**WHAT IS NEEDED**
Using the entries that follow, collect the lines where the word "index" appears.

**RECORD SET**

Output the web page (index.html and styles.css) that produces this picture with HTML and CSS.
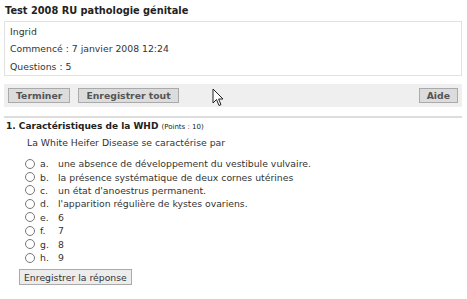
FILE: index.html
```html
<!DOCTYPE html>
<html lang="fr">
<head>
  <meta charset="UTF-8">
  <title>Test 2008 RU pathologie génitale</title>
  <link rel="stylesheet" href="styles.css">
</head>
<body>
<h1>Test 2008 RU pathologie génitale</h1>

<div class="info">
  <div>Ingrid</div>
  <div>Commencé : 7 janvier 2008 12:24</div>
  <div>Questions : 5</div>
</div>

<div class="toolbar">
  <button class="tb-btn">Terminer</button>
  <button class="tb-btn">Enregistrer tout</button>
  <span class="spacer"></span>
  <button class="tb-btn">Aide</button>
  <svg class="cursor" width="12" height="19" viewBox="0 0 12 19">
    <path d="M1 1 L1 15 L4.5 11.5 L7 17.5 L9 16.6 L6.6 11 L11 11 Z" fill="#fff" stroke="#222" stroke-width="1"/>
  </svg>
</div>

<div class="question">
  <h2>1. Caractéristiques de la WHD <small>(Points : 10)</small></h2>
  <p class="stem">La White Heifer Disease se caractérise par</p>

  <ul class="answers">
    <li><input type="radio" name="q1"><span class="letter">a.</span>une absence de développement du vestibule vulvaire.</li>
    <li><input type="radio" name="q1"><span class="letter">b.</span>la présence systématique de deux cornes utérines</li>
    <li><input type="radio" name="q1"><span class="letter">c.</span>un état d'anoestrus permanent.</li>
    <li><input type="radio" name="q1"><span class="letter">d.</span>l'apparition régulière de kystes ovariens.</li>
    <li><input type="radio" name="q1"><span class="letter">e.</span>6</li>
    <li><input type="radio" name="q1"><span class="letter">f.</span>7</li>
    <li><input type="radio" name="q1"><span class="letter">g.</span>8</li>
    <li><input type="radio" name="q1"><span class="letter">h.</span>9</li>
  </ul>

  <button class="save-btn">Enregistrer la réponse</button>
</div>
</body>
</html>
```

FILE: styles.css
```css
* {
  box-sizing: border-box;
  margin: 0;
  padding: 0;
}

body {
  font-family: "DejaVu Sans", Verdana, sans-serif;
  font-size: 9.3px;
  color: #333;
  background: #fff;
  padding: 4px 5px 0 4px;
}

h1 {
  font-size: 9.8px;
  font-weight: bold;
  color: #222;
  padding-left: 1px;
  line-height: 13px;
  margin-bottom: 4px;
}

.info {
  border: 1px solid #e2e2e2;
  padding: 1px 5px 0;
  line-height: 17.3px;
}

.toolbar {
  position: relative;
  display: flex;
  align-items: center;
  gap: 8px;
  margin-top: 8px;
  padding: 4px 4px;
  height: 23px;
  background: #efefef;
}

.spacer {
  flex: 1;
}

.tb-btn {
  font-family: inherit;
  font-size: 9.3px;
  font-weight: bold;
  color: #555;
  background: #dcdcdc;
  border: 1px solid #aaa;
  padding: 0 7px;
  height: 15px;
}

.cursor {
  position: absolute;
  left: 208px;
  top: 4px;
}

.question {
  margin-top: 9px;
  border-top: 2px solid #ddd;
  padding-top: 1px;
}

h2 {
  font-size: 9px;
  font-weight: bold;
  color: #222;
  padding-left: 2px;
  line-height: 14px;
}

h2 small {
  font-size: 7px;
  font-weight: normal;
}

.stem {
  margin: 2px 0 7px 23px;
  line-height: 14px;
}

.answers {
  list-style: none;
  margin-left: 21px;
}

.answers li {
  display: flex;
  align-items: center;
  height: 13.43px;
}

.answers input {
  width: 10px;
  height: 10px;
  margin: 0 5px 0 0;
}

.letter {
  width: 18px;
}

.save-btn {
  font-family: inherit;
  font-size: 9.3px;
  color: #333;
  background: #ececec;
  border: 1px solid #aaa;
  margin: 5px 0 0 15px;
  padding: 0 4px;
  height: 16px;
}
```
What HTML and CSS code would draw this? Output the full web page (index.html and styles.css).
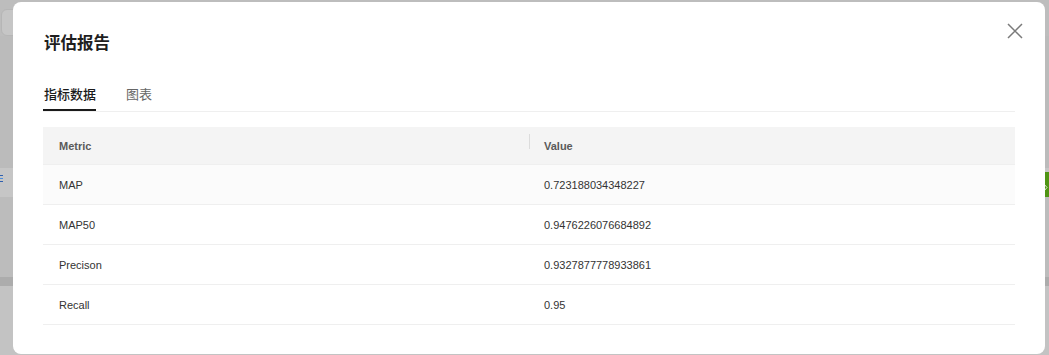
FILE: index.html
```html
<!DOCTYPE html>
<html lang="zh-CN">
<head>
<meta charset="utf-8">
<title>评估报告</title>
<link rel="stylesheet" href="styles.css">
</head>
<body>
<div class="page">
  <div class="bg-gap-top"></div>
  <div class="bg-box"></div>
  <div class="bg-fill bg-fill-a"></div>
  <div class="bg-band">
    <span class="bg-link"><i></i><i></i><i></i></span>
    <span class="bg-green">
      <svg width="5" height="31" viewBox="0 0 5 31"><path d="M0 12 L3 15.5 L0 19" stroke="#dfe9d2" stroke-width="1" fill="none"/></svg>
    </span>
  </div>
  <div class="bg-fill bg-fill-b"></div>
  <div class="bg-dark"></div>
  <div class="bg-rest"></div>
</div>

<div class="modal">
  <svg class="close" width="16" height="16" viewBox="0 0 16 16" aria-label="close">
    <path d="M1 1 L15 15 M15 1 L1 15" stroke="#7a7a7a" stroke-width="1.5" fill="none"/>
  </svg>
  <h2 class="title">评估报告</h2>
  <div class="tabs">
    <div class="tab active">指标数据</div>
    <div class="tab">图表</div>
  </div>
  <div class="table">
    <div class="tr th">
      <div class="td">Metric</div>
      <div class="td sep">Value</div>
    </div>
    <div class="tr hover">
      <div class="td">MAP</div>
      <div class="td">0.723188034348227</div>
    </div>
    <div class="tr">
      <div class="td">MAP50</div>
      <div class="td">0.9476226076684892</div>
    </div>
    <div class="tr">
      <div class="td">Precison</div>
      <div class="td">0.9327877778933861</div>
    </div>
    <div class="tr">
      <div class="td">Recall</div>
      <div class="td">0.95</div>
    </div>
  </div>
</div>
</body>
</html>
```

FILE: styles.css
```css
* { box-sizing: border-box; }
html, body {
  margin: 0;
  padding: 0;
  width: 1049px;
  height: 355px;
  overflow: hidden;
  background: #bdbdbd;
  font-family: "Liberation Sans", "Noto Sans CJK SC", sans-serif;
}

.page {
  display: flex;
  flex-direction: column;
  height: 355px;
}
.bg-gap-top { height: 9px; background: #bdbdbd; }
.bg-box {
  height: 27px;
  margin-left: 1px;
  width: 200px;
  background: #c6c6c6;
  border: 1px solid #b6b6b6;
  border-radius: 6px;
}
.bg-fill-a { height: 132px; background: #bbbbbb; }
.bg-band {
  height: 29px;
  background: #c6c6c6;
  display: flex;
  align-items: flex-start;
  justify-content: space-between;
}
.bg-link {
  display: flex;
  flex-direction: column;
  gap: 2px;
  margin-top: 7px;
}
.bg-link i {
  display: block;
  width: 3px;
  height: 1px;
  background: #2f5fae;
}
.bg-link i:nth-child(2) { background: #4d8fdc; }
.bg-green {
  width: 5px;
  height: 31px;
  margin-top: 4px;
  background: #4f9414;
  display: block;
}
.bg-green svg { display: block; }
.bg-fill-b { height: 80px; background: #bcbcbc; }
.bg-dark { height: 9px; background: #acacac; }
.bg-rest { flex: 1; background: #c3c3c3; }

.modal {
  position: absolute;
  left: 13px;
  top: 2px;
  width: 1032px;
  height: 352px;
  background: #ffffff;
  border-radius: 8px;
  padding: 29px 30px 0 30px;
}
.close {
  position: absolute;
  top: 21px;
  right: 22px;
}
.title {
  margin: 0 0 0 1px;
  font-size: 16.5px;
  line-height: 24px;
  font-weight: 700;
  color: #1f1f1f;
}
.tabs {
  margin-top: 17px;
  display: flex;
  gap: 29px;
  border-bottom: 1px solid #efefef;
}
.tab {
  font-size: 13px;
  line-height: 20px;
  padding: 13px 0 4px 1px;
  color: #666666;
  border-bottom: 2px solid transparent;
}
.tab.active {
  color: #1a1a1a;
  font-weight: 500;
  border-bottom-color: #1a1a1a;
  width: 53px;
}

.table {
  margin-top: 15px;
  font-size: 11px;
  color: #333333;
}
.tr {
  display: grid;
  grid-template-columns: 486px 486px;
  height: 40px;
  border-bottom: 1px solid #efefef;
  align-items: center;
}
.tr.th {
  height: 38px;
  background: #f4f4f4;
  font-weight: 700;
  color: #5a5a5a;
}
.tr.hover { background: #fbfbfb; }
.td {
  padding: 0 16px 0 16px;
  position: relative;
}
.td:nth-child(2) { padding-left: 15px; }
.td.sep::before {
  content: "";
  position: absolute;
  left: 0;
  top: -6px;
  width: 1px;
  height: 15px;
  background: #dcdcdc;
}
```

**TASK OUTPUT**
Output the web page (index.html and styles.css) that produces this picture with HTML and CSS.
FILE: index.html
What HTML and CSS code would draw this? Output the full web page (index.html and styles.css).
FILE: index.html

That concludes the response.